Friday, December 2, 2022

Cleanup on Track 8

Ye, the artist formerly known as Kanye West, has kept his name at the top of papers by making an appearance on Alex Jones' Infowars show and making comments like "I like Hitler," and "They did good things, too. We've got to stop dissing Nazis all the time."

I won't belabor the point, given that I brought this up a month ago, but I think it's somewhat irrational to expect someone with known mental illness to be completely, well, rational; even when in front of an audience.

But the train wreck that Ye's life is becoming is going to generate a lot of clicks, and a lot of airtime for random people to denounce him, or hold forth about how harmful his words are. Because people are fascinated to watch him destroy his life in slow-motion and on full public display. It's the dark side of being a celebrity; it's not generally considered exploitative to watch someone go head-to-head with mental illness and have their head handed to them when that someone is already famous.
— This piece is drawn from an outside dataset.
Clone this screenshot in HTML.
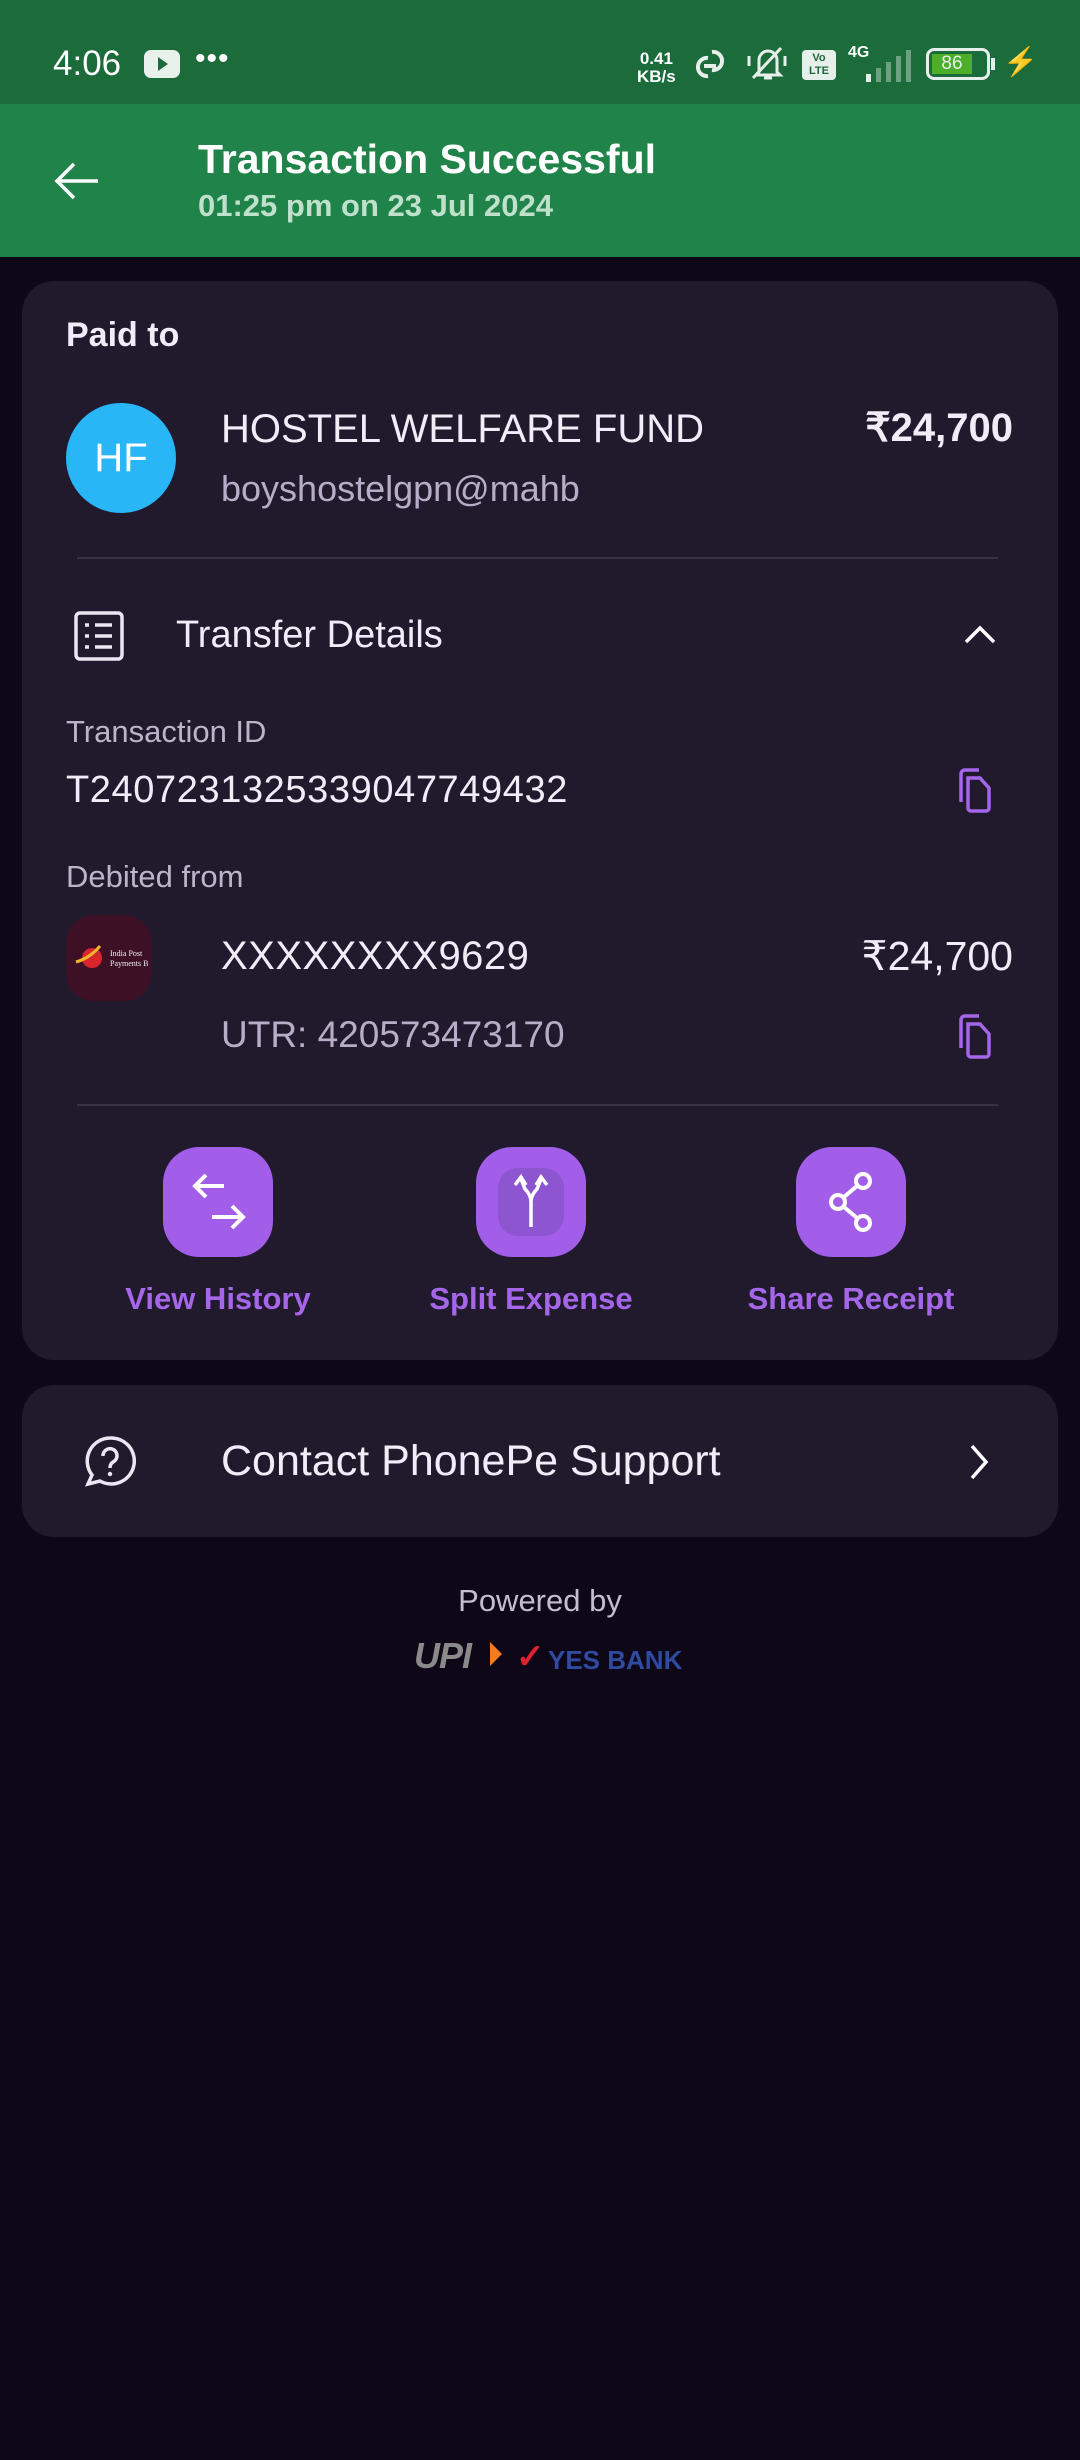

Of course, there is also the fear factor; the idea, hovering in the background that someone like Ye is, for all of his obvious problems, popular and respectable enough to bring the ethno-nationalist chauvinism of 1930s National Socialism back into vogue and kick off a round of modern pogroms against the Jewish population of the United States. I understand it; there is a similar suspicion in the Black community of the United States that all it takes are a few charismatic people in the right (or wrong) places to bring back Jim Crow, if not all-out slavery again. That said, it still doesn't strike me as a realistic possibility anytime soon. Treating everyone who expresses support (regardless of their mental health) for the atrocities of the past as an open invitation for those atrocities to repeat themselves overdoes it. Those times are gone. They can, of course, return. But it will take more than the flameout of an ill celebrity to restore them.